The Next Meeting of SDS

Those who lived or studied the 1960’s will remember SDS- Students For a Democratic Society as a radical multi- issue center of the new left active for civil rights, economic justice, education reform, opposing the Vietnam war and trying broadly to change the country and the world.

A notice was circulated a few months ago, announcing “the next meeting of SDS.” The old SDS hadn’t met, of course, for 30 plus years. SDS, after the 60’s, spread out into a hundred different movements: feminist, environmentalist, human growth, identity, freedom and liberation and solidarity, and underground. Some have nostalgic memories of the good old days (which weren’t that great). Activist students and youth study the old SDS. Some wondered why there wasn’t an SDS now, now that we needed it.

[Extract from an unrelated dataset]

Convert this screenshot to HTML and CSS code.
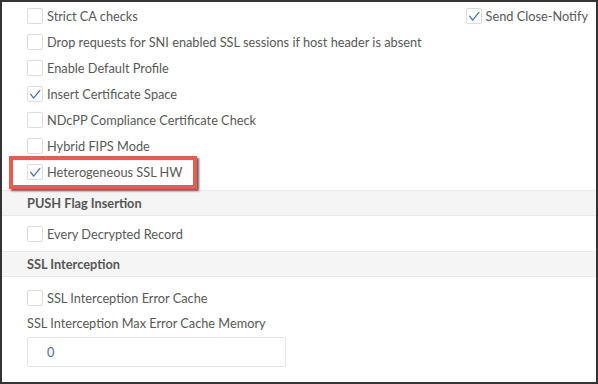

The call to “a meeting” gave an opportunity to explore: should there be another one? Either another meeting or another attempt at organization?

“The next meeting of SDS” was held on November 29. 2003. The notice / invitation proposed a too-full agenda. Though opinions were wide ranging on what to do, or what are social forces now in motion, a spirited discussion continued until 9:30. One impatient long time fighter left early, saying “we were a depressing lot and we should move on.”

The depressing discussion focused on a number of topics:

*Votes are fixed, votes are uncounted, new machines can be hacked. *Votes are irrelevant, who is there to vote for? *The power of the monopolized media is overwhelming, shaping the image in people’s minds of what is true. *University service workers just sold out their union gains for a mere $500, facilitating privatizing, piece working, and outsourcing future jobs, falling for the union busting two-tier strategy of the corporations. *There is no consciousness out there, people sell out for nothing and feel no solidarity. *Bush is the best thing for the revolution, bankrupting America — 4 more years is what it might take to wake up the working class. *The poor and immigrant and alien are all among us, the “peace movement” does not see the reality at home — the class war in our own town. *People live in a bubble of delusion, fed on consumption.

*European Americans, which was all but one in the room, live at the top of a pyramid of privilege sharing in the capital exploited and stolen from the Native Americans and African Americans, in slavery and since, and now fed on the riches of the global system of exploitation. We have all imbibed white supremacy as the assumption of this culture and denial of the thievery on which our way of life is based.

On the other hand, every negative had a more positive perspective: the magnifying power of “move-on” like networks, the growing independent media and independent sources of information, the winning of small victories locally, several of which were recounted — winning an environmental taxation vote, winning a water privatization case, raising money to rebuild Palestinian homes, and being in the streets.

The quest most returned to in the discussion was what local actions or questions could both focus energy and connect with the larger picture. The on-going “borders books and music” strike was most mentioned — don’t shop Borders, Walden books or Amazon until the corporation settles with its Ann Arbor workers. Can our extended networks help make this an effective national boycott?

I began the discussion with a call to remember our networks, and proposed we undertake together to make the “a political association adequate to our needs in these times.”

Such an association is social, and radiates along lines of affinity, love and affiliations of heart. One person proposed and read a text for a new membership card. International SDS was proposed. Many readings of “s” were offered — seniors, survivors, et al. — and coming back to students, our needs, at whatever age or occupation, to study, to be students of life and to learn, what else are we here for?